◆ **Goal**
Leave out the images and repeat the listing below without a single change.

◆ **Some records**
========

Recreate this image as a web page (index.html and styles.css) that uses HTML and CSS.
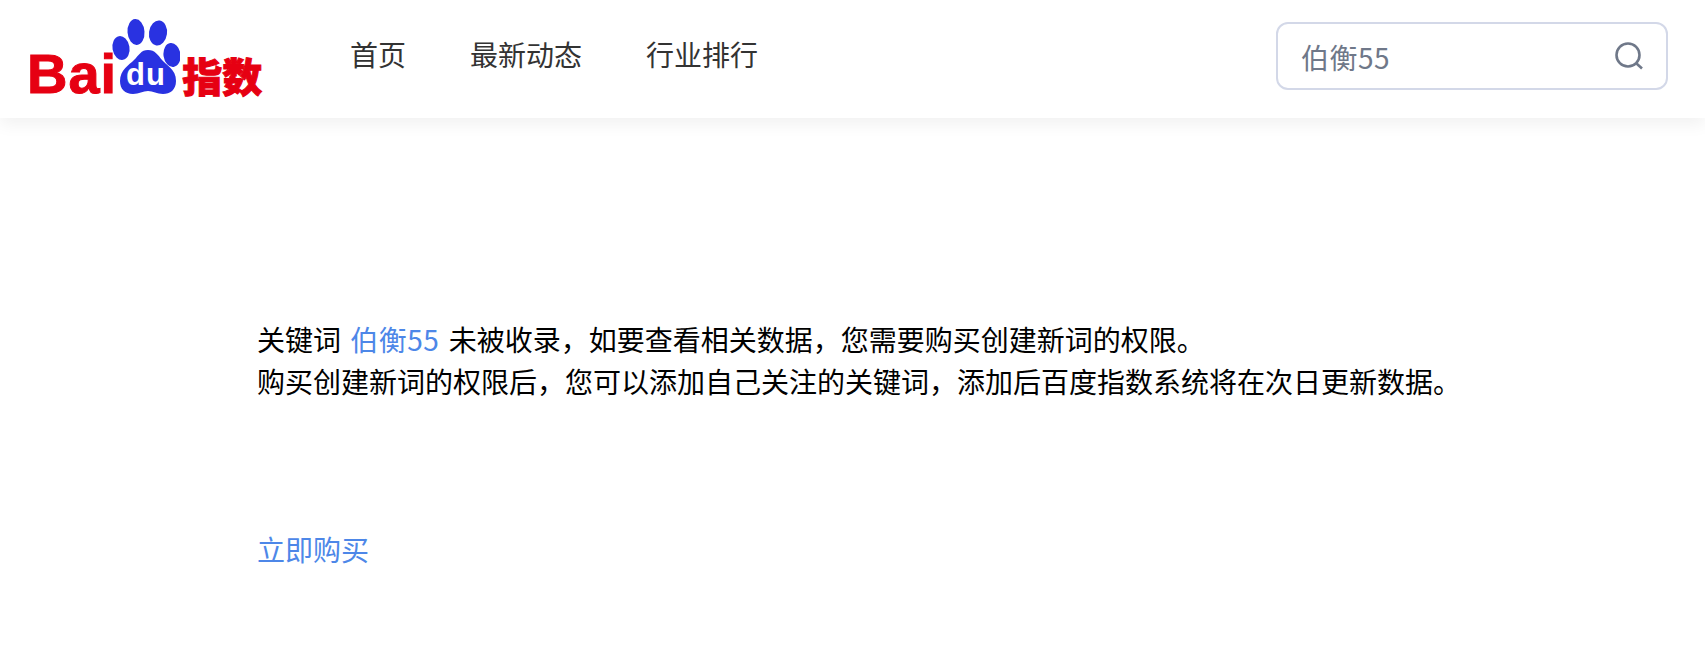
FILE: index.html
```html
<!DOCTYPE html>
<html lang="zh-CN">
<head>
    <meta charset="UTF-8">
    <meta name="viewport" content="width=device-width, initial-scale=1.0">
    <title>百度指数</title>
    <link rel="stylesheet" href="styles.css">
</head>
<body>

    <header class="header">
        <a class="logo" href="#">
            <span class="logo-bai">Bai</span>
            <svg class="logo-paw" width="70" height="78" viewBox="0 0 70 78">
                <ellipse cx="11" cy="30" rx="8.5" ry="12" transform="rotate(-10 11 30)" fill="#2932e1"/>
                <ellipse cx="26" cy="14" rx="8.5" ry="13" transform="rotate(-4 26 14)" fill="#2932e1"/>
                <ellipse cx="48" cy="15" rx="9" ry="12.5" transform="rotate(8 48 15)" fill="#2932e1"/>
                <ellipse cx="62" cy="37" rx="8.5" ry="12" transform="rotate(-8 62 37)" fill="#2932e1"/>
                <path d="M38 32c7 0 10 5 14 10s14 9 14 21c0 9-6 13-13 13-6 0-10-3-15-3s-9 3-15 3c-8 0-13-5-13-13 0-11 9-16 14-21s7-10 14-10z" fill="#2932e1"/>
                <text class="logo-du" x="36" y="67" text-anchor="middle">du</text>
            </svg>
            <span class="logo-name">指数</span>
        </a>
        <nav class="nav">
            <a href="#">首页</a>
            <a href="#">最新动态</a>
            <a href="#">行业排行</a>
        </nav>
        <div class="search">
            <span class="search-text">伯衡55</span>
            <svg class="search-icon" width="30" height="30" viewBox="0 0 30 30">
                <circle cx="14" cy="14" r="11.5" fill="none" stroke="#6f7889" stroke-width="2.6"/>
                <path d="M22.5 22.5L28 27.5" fill="none" stroke="#6f7889" stroke-width="2.6"/>
            </svg>
        </div>
    </header>

    <main class="content">
        <p class="notice">关键词 <a href="#">伯衡55</a> 未被收录，如要查看相关数据，您需要购买创建新词的权限。<br>购买创建新词的权限后，您可以添加自己关注的关键词，添加后百度指数系统将在次日更新数据。</p>
        <a class="buy" href="#">立即购买</a>
    </main>

</body>
</html>
```

FILE: styles.css
```css
body {
    margin: 0;
    background-color: #fff;
    font-family: "Noto Sans CJK SC", sans-serif;
    font-size: 28px;
    color: #000;
}

a {
    text-decoration: none;
}

.header {
    display: flex;
    align-items: center;
    height: 118px;
    padding: 0 37px 0 27px;
    background-color: #fff;
    box-shadow: 0 6px 16px rgba(0, 0, 0, 0.06);
}

.logo {
    display: flex;
    align-items: flex-end;
    width: 323px;
    height: 78px;
    margin-top: -4px;
}

.logo-bai {
    font-family: "Liberation Sans", sans-serif;
    font-weight: 700;
    font-size: 56px;
    line-height: 40px;
    letter-spacing: 1px;
    color: #e60012;
    -webkit-text-stroke: 1px #e60012;
    margin-right: -7px;
    margin-bottom: 2px;
}

.logo-paw {
    flex: none;
}

.logo-du {
    font-family: "Liberation Sans", sans-serif;
    font-weight: 700;
    font-size: 31px;
    letter-spacing: 1px;
    fill: #fff;
}

.logo-name {
    font-weight: 900;
    font-size: 40px;
    line-height: 40px;
    color: #e60012;
    -webkit-text-stroke: 1px #e60012;
    margin-left: 2px;
    margin-bottom: 1px;
}

.nav {
    display: flex;
    gap: 64px;
    line-height: 40px;
    margin-bottom: 10px;
}

.nav a {
    color: #333;
}

.search {
    display: flex;
    align-items: center;
    justify-content: space-between;
    box-sizing: border-box;
    width: 392px;
    height: 68px;
    margin-left: auto;
    margin-top: -6px;
    padding: 0 22px 0 23px;
    border: 2px solid #d3d8e8;
    border-radius: 12px;
}

.search-text {
    color: #6f7889;
    letter-spacing: 0.5px;
    margin-top: 2px;
}

.content {
    padding: 200px 0 0 257px;
}

.notice {
    margin: 0;
    line-height: 42px;
}

.notice a {
    margin: 0 3px;
    letter-spacing: 0.5px;
}

.notice a,
.buy {
    color: #4d87e8;
}

.buy {
    display: block;
    margin-top: 126px;
    line-height: 42px;
}
```
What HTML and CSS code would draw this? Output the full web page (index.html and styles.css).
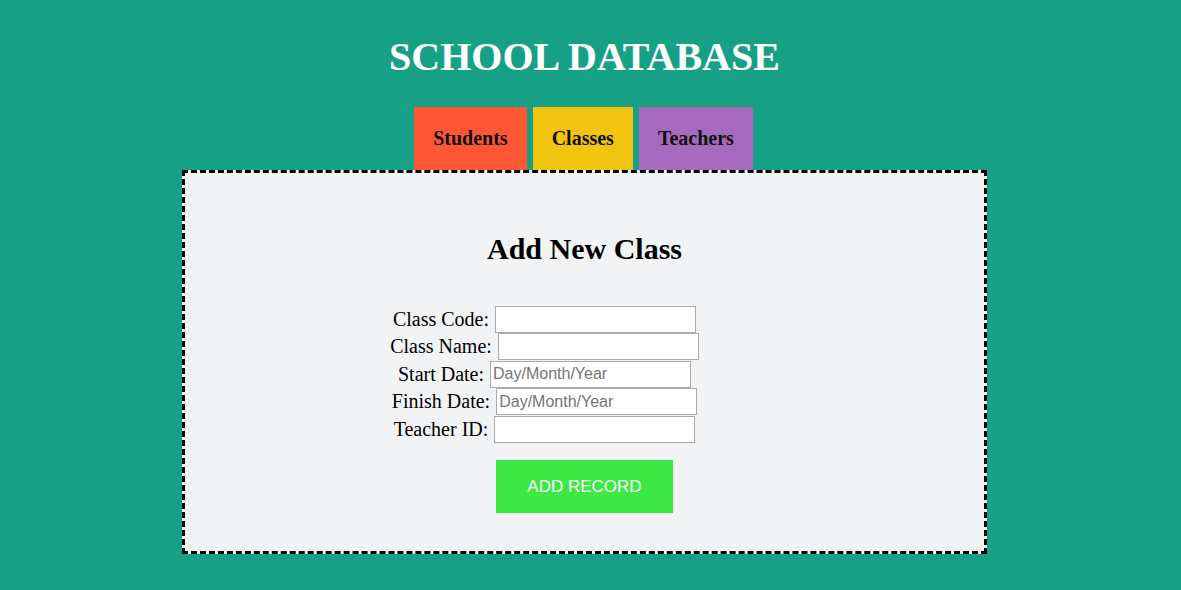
FILE: index.html
```html
<!DOCTYPE html>
<html>
<head>
<meta charset="utf-8">
<title>School Database</title>
<link rel="stylesheet" href="styles.css">
</head>
<body>
<div class="page">
  <h1 class="title">SCHOOL DATABASE</h1>
  <nav class="tabs">
    <a class="tab tab-students">Students</a>
    <a class="tab tab-classes">Classes</a>
    <a class="tab tab-teachers">Teachers</a>
  </nav>
  <section class="panel">
    <h2 class="panel-title">Add New Class</h2>
    <form class="form">
      <div class="row"><label>Class Code:</label><input type="text"></div>
      <div class="row"><label>Class Name:</label><input type="text"></div>
      <div class="row"><label>Start Date:</label><input type="text" placeholder="Day/Month/Year"></div>
      <div class="row"><label>Finish Date:</label><input type="text" placeholder="Day/Month/Year"></div>
      <div class="row"><label>Teacher ID:</label><input type="text"></div>
      <div class="actions"><button type="button" class="btn">ADD RECORD</button></div>
    </form>
  </section>
</div>
</body>
</html>
```
FILE: styles.css
```css
html, body {
  margin: 0;
  padding: 0;
}
body {
  background: #16a085;
  font-family: "Liberation Serif", "Times New Roman", serif;
  color: #000;
}
.page {
  padding-right: 12px;
}
.title {
  margin: 33px 0 27px;
  text-align: center;
  color: #fff;
  font-size: 40px;
  font-weight: bold;
}
.tabs {
  display: flex;
  justify-content: center;
  gap: 6px;
  padding-right: 2px;
}
.tab {
  display: block;
  padding: 20px 19px;
  font-size: 20px;
  font-weight: bold;
  color: #111;
}
.tab-students { background: #ff5733; }
.tab-classes { background: #f1c40f; }
.tab-teachers { background: #a569bd; }
.panel {
  box-sizing: border-box;
  width: 805px;
  margin: 0 auto;
  border: 3px dashed #000;
  background: #f2f3f4;
  padding: 37px 0 38px;
}
.panel-title {
  margin: 22px 0 39.5px;
  text-align: center;
  font-size: 30px;
  font-weight: bold;
}
.form {
  display: flex;
  flex-direction: column;
}
.row {
  display: flex;
  justify-content: center;
  align-items: center;
  gap: 6px;
  height: 27.5px;
  padding-right: 80px;
  font-size: 20px;
}
.row input {
  box-sizing: border-box;
  width: 201px;
  height: 27px;
  margin: 0;
  padding: 1px 2px;
  border: 1px solid #ababab;
  background: #fff;
  font-family: "Liberation Sans", Arial, sans-serif;
  font-size: 16px;
}
.row input::placeholder {
  color: #757575;
}
.actions {
  display: flex;
  justify-content: center;
  margin-top: 17px;
}
.btn {
  width: 177px;
  height: 53px;
  border: none;
  background: #3de844;
  color: #fff;
  font-family: "Liberation Sans", Arial, sans-serif;
  font-size: 17px;
  cursor: pointer;
}
```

========

◆ **Answer below**
Recreate this image as a web page (index.html and styles.css) that uses HTML and CSS.
FILE: index.html
```html
<!DOCTYPE html>
<html lang="zh-CN">
<head>
    <meta charset="UTF-8">
    <meta name="viewport" content="width=device-width, initial-scale=1.0">
    <title>百度指数</title>
    <link rel="stylesheet" href="styles.css">
</head>
<body>

    <header class="header">
        <a class="logo" href="#">
            <span class="logo-bai">Bai</span>
            <svg class="logo-paw" width="70" height="78" viewBox="0 0 70 78">
                <ellipse cx="11" cy="30" rx="8.5" ry="12" transform="rotate(-10 11 30)" fill="#2932e1"/>
                <ellipse cx="26" cy="14" rx="8.5" ry="13" transform="rotate(-4 26 14)" fill="#2932e1"/>
                <ellipse cx="48" cy="15" rx="9" ry="12.5" transform="rotate(8 48 15)" fill="#2932e1"/>
                <ellipse cx="62" cy="37" rx="8.5" ry="12" transform="rotate(-8 62 37)" fill="#2932e1"/>
                <path d="M38 32c7 0 10 5 14 10s14 9 14 21c0 9-6 13-13 13-6 0-10-3-15-3s-9 3-15 3c-8 0-13-5-13-13 0-11 9-16 14-21s7-10 14-10z" fill="#2932e1"/>
                <text class="logo-du" x="36" y="67" text-anchor="middle">du</text>
            </svg>
            <span class="logo-name">指数</span>
        </a>
        <nav class="nav">
            <a href="#">首页</a>
            <a href="#">最新动态</a>
            <a href="#">行业排行</a>
        </nav>
        <div class="search">
            <span class="search-text">伯衡55</span>
            <svg class="search-icon" width="30" height="30" viewBox="0 0 30 30">
                <circle cx="14" cy="14" r="11.5" fill="none" stroke="#6f7889" stroke-width="2.6"/>
                <path d="M22.5 22.5L28 27.5" fill="none" stroke="#6f7889" stroke-width="2.6"/>
            </svg>
        </div>
    </header>

    <main class="content">
        <p class="notice">关键词 <a href="#">伯衡55</a> 未被收录，如要查看相关数据，您需要购买创建新词的权限。<br>购买创建新词的权限后，您可以添加自己关注的关键词，添加后百度指数系统将在次日更新数据。</p>
        <a class="buy" href="#">立即购买</a>
    </main>

</body>
</html>
```

FILE: styles.css
```css
body {
    margin: 0;
    background-color: #fff;
    font-family: "Noto Sans CJK SC", sans-serif;
    font-size: 28px;
    color: #000;
}

a {
    text-decoration: none;
}

.header {
    display: flex;
    align-items: center;
    height: 118px;
    padding: 0 37px 0 27px;
    background-color: #fff;
    box-shadow: 0 6px 16px rgba(0, 0, 0, 0.06);
}

.logo {
    display: flex;
    align-items: flex-end;
    width: 323px;
    height: 78px;
    margin-top: -4px;
}

.logo-bai {
    font-family: "Liberation Sans", sans-serif;
    font-weight: 700;
    font-size: 56px;
    line-height: 40px;
    letter-spacing: 1px;
    color: #e60012;
    -webkit-text-stroke: 1px #e60012;
    margin-right: -7px;
    margin-bottom: 2px;
}

.logo-paw {
    flex: none;
}

.logo-du {
    font-family: "Liberation Sans", sans-serif;
    font-weight: 700;
    font-size: 31px;
    letter-spacing: 1px;
    fill: #fff;
}

.logo-name {
    font-weight: 900;
    font-size: 40px;
    line-height: 40px;
    color: #e60012;
    -webkit-text-stroke: 1px #e60012;
    margin-left: 2px;
    margin-bottom: 1px;
}

.nav {
    display: flex;
    gap: 64px;
    line-height: 40px;
    margin-bottom: 10px;
}

.nav a {
    color: #333;
}

.search {
    display: flex;
    align-items: center;
    justify-content: space-between;
    box-sizing: border-box;
    width: 392px;
    height: 68px;
    margin-left: auto;
    margin-top: -6px;
    padding: 0 22px 0 23px;
    border: 2px solid #d3d8e8;
    border-radius: 12px;
}

.search-text {
    color: #6f7889;
    letter-spacing: 0.5px;
    margin-top: 2px;
}

.content {
    padding: 200px 0 0 257px;
}

.notice {
    margin: 0;
    line-height: 42px;
}

.notice a {
    margin: 0 3px;
    letter-spacing: 0.5px;
}

.notice a,
.buy {
    color: #4d87e8;
}

.buy {
    display: block;
    margin-top: 126px;
    line-height: 42px;
}
```
What HTML and CSS code would draw this? Output the full web page (index.html and styles.css).
FILE: index.html
```html
<!DOCTYPE html>
<html>
<head>
<meta charset="utf-8">
<title>School Database</title>
<link rel="stylesheet" href="styles.css">
</head>
<body>
<div class="page">
  <h1 class="title">SCHOOL DATABASE</h1>
  <nav class="tabs">
    <a class="tab tab-students">Students</a>
    <a class="tab tab-classes">Classes</a>
    <a class="tab tab-teachers">Teachers</a>
  </nav>
  <section class="panel">
    <h2 class="panel-title">Add New Class</h2>
    <form class="form">
      <div class="row"><label>Class Code:</label><input type="text"></div>
      <div class="row"><label>Class Name:</label><input type="text"></div>
      <div class="row"><label>Start Date:</label><input type="text" placeholder="Day/Month/Year"></div>
      <div class="row"><label>Finish Date:</label><input type="text" placeholder="Day/Month/Year"></div>
      <div class="row"><label>Teacher ID:</label><input type="text"></div>
      <div class="actions"><button type="button" class="btn">ADD RECORD</button></div>
    </form>
  </section>
</div>
</body>
</html>
```
FILE: styles.css
```css
html, body {
  margin: 0;
  padding: 0;
}
body {
  background: #16a085;
  font-family: "Liberation Serif", "Times New Roman", serif;
  color: #000;
}
.page {
  padding-right: 12px;
}
.title {
  margin: 33px 0 27px;
  text-align: center;
  color: #fff;
  font-size: 40px;
  font-weight: bold;
}
.tabs {
  display: flex;
  justify-content: center;
  gap: 6px;
  padding-right: 2px;
}
.tab {
  display: block;
  padding: 20px 19px;
  font-size: 20px;
  font-weight: bold;
  color: #111;
}
.tab-students { background: #ff5733; }
.tab-classes { background: #f1c40f; }
.tab-teachers { background: #a569bd; }
.panel {
  box-sizing: border-box;
  width: 805px;
  margin: 0 auto;
  border: 3px dashed #000;
  background: #f2f3f4;
  padding: 37px 0 38px;
}
.panel-title {
  margin: 22px 0 39.5px;
  text-align: center;
  font-size: 30px;
  font-weight: bold;
}
.form {
  display: flex;
  flex-direction: column;
}
.row {
  display: flex;
  justify-content: center;
  align-items: center;
  gap: 6px;
  height: 27.5px;
  padding-right: 80px;
  font-size: 20px;
}
.row input {
  box-sizing: border-box;
  width: 201px;
  height: 27px;
  margin: 0;
  padding: 1px 2px;
  border: 1px solid #ababab;
  background: #fff;
  font-family: "Liberation Sans", Arial, sans-serif;
  font-size: 16px;
}
.row input::placeholder {
  color: #757575;
}
.actions {
  display: flex;
  justify-content: center;
  margin-top: 17px;
}
.btn {
  width: 177px;
  height: 53px;
  border: none;
  background: #3de844;
  color: #fff;
  font-family: "Liberation Sans", Arial, sans-serif;
  font-size: 17px;
  cursor: pointer;
}
```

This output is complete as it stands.